It is fascinating to watch special interest groups seeking privileges for themselves in the guise of protecting the rights of other people. A recent issue of Editor & Publisher magazine — the trade journal of newspapers — argued for allowing the use of cameras in federal courtrooms, including the Supreme Court.
“The public’s right to know” has long been the battle cry of those seeking to intrude where they are not wanted and where their presence may inflict costs on others. Almost never are the public nearly as worked up over their “right to know” as the media people are.
What has gotten Editor & Publisher magazine excited is that a bipartisan bill in the U.S. Senate would allow federal judges the discretion to determine whether or when they would permit their courtroom proceedings to be photographed.
If the word “bipartisan” is not enough to alert you to mischief afoot, the fact that this bill also contains a pay raise for federal judges should raise red flags. In other words, a provision for cameras in federal courtrooms that might not make it past Congress and the president on its own is tied to an overdue pay raise for judges, so that it may get a piggy-back ride into law.
Why do we need cameras in federal courtrooms and what are they supposed to accomplish?
There is just no question about it, if you go by what Editor & Publisher says: Those in the judiciary “must temper their irrational aversion to courtroom cameras.” This is necessary if “federal courts are to be truly open and accountable.”
This is all fine rhetoric, for those who are connoisseurs of rhetoric. But what does it mean?
Federal judges are given lifetime appointments precisely so that they are not “accountable” to the general public but can be removed only by the U.S. Senate for misconduct in office. So cameras will not make federal judges any more accountable than before.
What does “truly open” mean? What is there to be “open” about, especially in the federal appellate courts, including the Supreme Court?
Appellate courts are not conducting trials to find out who is guilty or innocent. They are not supposed to be examining facts the way a jury would or the way television viewers could judge facts along with the jury.
Appellate courts examine the record of trials that have already taken place to see if the prescribed legal procedures were used and the relevant constitutional precedents were followed.
You can watch this kind of stuff all day long without being any wiser in the evening than you were in the morning — unless you already have enough background in the law to know what is relevant and what is not.
What cameras can do is give you the illusion of knowing what is going on when in fact you don’t have a clue. Ignorance is preferable to the illusion of knowledge.
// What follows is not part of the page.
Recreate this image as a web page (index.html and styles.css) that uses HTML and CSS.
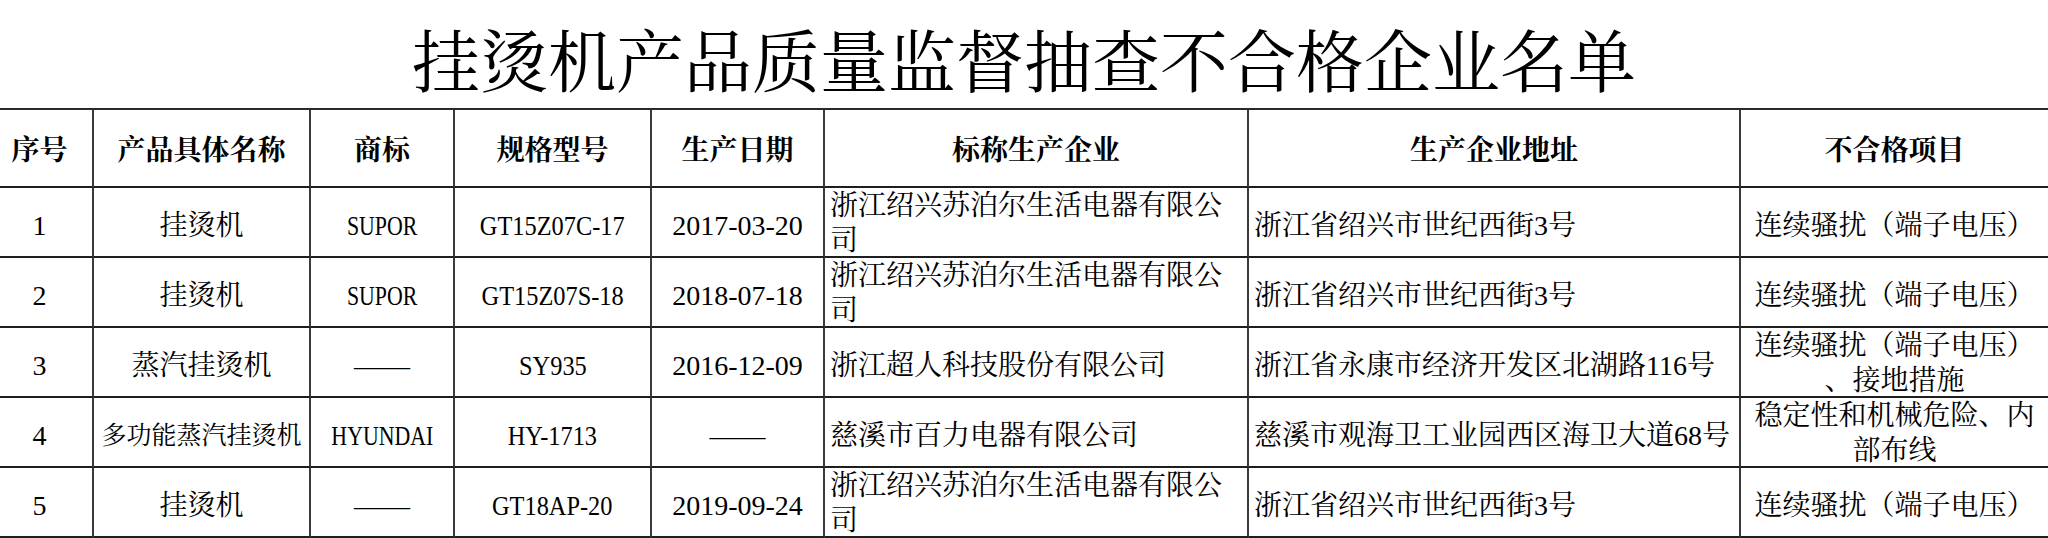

No small part of the social disasters that have made the words “unintended consequences” so widely known comes from people who have had the illusion of knowledge.
You cannot photograph what is relevant when what is truly relevant goes on within the minds of other people and finds its context in a whole body of writings and traditions that go back for generations.
Without that knowledge, you are just kidding yourself by looking at pictures. And if you do have that knowledge, the federal appellate court records are open to all and are bound in volumes that last for centuries.
Cameras in the courtroom amount to free advertising for lawyers and judges, free footage for TV, and more pictures for newspapers and magazines. So it is easy to see why Editor & Publisher wants it. But let’s not wrap this in the mantle of the public’s right to know.
A much stronger case could be made for removing cameras from where they are now than for intruding them into places where they trivialize more than they inform. We don’t need to turn the Supreme Court of the United States into another “Judge Judy.”